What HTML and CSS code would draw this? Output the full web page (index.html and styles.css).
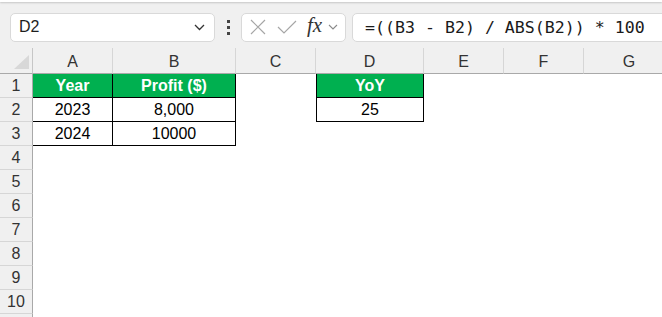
FILE: index.html
```html
<!DOCTYPE html>
<html lang="en">
<head>
    <meta charset="UTF-8">
    <title>Sheet1</title>
    <link rel="stylesheet" href="styles.css">
</head>
<body>
    <div class="ribbon-edge"></div>

    <div class="formula-bar">
        <div class="name-box">
            <span>D2</span>
            <svg class="chev" width="11" height="7" viewBox="0 0 11 7"><path d="M1 1 L5.5 5.5 L10 1" fill="none" stroke="#333" stroke-width="1.3"/></svg>
        </div>
        <div class="dots"><i></i><i></i><i></i></div>
        <div class="fx-box">
            <svg width="16" height="16" viewBox="0 0 16 16"><path d="M1 1 L15 15 M15 1 L1 15" stroke="#a6a6a6" stroke-width="1.2"/></svg>
            <svg width="20" height="14" viewBox="0 0 20 14"><path d="M1 7 L7 13 L19 1" fill="none" stroke="#a6a6a6" stroke-width="1.2"/></svg>
            <span class="fx">fx</span>
            <svg class="chev-sm" width="10" height="6" viewBox="0 0 10 6"><path d="M1 1 L5 5 L9 1" fill="none" stroke="#8a8a8a" stroke-width="1.1"/></svg>
        </div>
        <div class="formula">=((B3 - B2) / ABS(B2)) * 100</div>
    </div>

    <div class="sheet">
        <div class="corner"><span class="tri"></span></div>
        <div class="col-head">A</div>
        <div class="col-head">B</div>
        <div class="col-head">C</div>
        <div class="col-head">D</div>
        <div class="col-head">E</div>
        <div class="col-head">F</div>
        <div class="col-head last">G</div>

        <div class="row-head">1</div>
        <div class="cell head">Year</div>
        <div class="cell head">Profit ($)</div>
        <div class="cell"></div>
        <div class="cell head left">YoY</div>
        <div class="cell"></div><div class="cell"></div><div class="cell"></div>

        <div class="row-head">2</div>
        <div class="cell box">2023</div>
        <div class="cell box">8,000</div>
        <div class="cell"></div>
        <div class="cell box left">25</div>
        <div class="cell"></div><div class="cell"></div><div class="cell"></div>

        <div class="row-head">3</div>
        <div class="cell box">2024</div>
        <div class="cell box">10000</div>
        <div class="cell"></div><div class="cell"></div>
        <div class="cell"></div><div class="cell"></div><div class="cell"></div>

        <div class="row-head">4</div><div class="blank"></div>
        <div class="row-head">5</div><div class="blank"></div>
        <div class="row-head">6</div><div class="blank"></div>
        <div class="row-head">7</div><div class="blank"></div>
        <div class="row-head">8</div><div class="blank"></div>
        <div class="row-head">9</div><div class="blank"></div>
        <div class="row-head">10</div><div class="blank"></div>
        <div class="row-head"></div><div class="blank"></div>
    </div>
</body>
</html>
```

FILE: styles.css
```css
body {
    margin: 0;
    background-color: #f0f0f0;
    font-family: "Liberation Sans", Arial, sans-serif;
    overflow: hidden;
    width: 662px;
    height: 317px;
}
.ribbon-edge {
    height: 2px;
    background: #fff;
    box-shadow: 0 1px 2px rgba(0,0,0,0.18);
}
.formula-bar {
    display: flex;
    align-items: center;
    height: 46px;
    padding: 4px 0 0 10px;
    box-sizing: border-box;
}
.name-box,
.fx-box,
.formula {
    height: 29px;
    box-sizing: border-box;
    background: #fff;
    border: 1px solid #d9d9d9;
    border-radius: 5px;
    display: flex;
    align-items: center;
}
.name-box {
    width: 205px;
    padding: 0 9px 0 8px;
    justify-content: space-between;
    font-size: 16px;
    color: #1e1e1e;
}
.dots {
    display: flex;
    flex-direction: column;
    gap: 3px;
    margin: 0 11px 0 12px;
}
.dots i {
    display: block;
    width: 3px;
    height: 3px;
    background: #444;
}
.fx-box {
    width: 105px;
    padding: 0 4px 0 8px;
}
.fx-box svg:first-child {
    margin-right: 11px;
}
.fx {
    font-family: "Liberation Serif", serif;
    font-style: italic;
    font-size: 21px;
    color: #333;
    margin-left: 10px;
    margin-right: 6px;
    line-height: 1;
    position: relative;
    top: -2px;
}
.formula {
    flex: 1;
    margin-left: 6px;
    margin-right: -10px;
    padding-left: 12px;
    font-family: "DejaVu Sans Mono", "Liberation Mono", monospace;
    font-size: 16.6px;
    color: #1a1a1a;
    border-radius: 5px 0 0 5px;
}
.sheet {
    display: grid;
    grid-template-columns: 33px 80px 123px 80px 108px 80px 80px 90px;
    grid-template-rows: 26px repeat(11, 24px);
    background: #fff;
    font-size: 16px;
}
.corner {
    background: #f0f0f0;
    border-right: 1px solid #c6c6c6;
    border-bottom: 1px solid #a9a9a9;
    position: relative;
}
.tri {
    position: absolute;
    right: 3px;
    bottom: 4px;
    width: 0;
    height: 0;
    border-left: 15px solid transparent;
    border-bottom: 14px solid #d8d8d8;
}
.col-head {
    background: #f0f0f0;
    border-right: 1px solid #d6d6d6;
    border-bottom: 1px solid #a9a9a9;
    color: #333;
    display: flex;
    align-items: center;
    justify-content: center;
    padding-top: 2px;
}
.col-head.last {
    border-right: none;
}
.row-head {
    background: #f0f0f0;
    border-right: 1px solid #a9a9a9;
    border-bottom: 1px solid #d6d6d6;
    color: #333;
    display: flex;
    align-items: center;
    justify-content: center;
}
.cell {
    box-sizing: border-box;
    display: flex;
    align-items: center;
    justify-content: center;
    color: #000;
}
.blank {
    grid-column: 2 / -1;
}
.cell.head {
    background: #00b050;
    color: #fff;
    font-weight: bold;
    border-right: 1px solid #000;
    border-bottom: 1px solid #000;
}
.cell.box {
    border-right: 1px solid #000;
    border-bottom: 1px solid #000;
}
.cell.left {
    border-left: 1px solid #000;
}
```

Work to be completed -> Going through the data, tally the lines containing "styles" and report only the result.

Answer to this task -> 3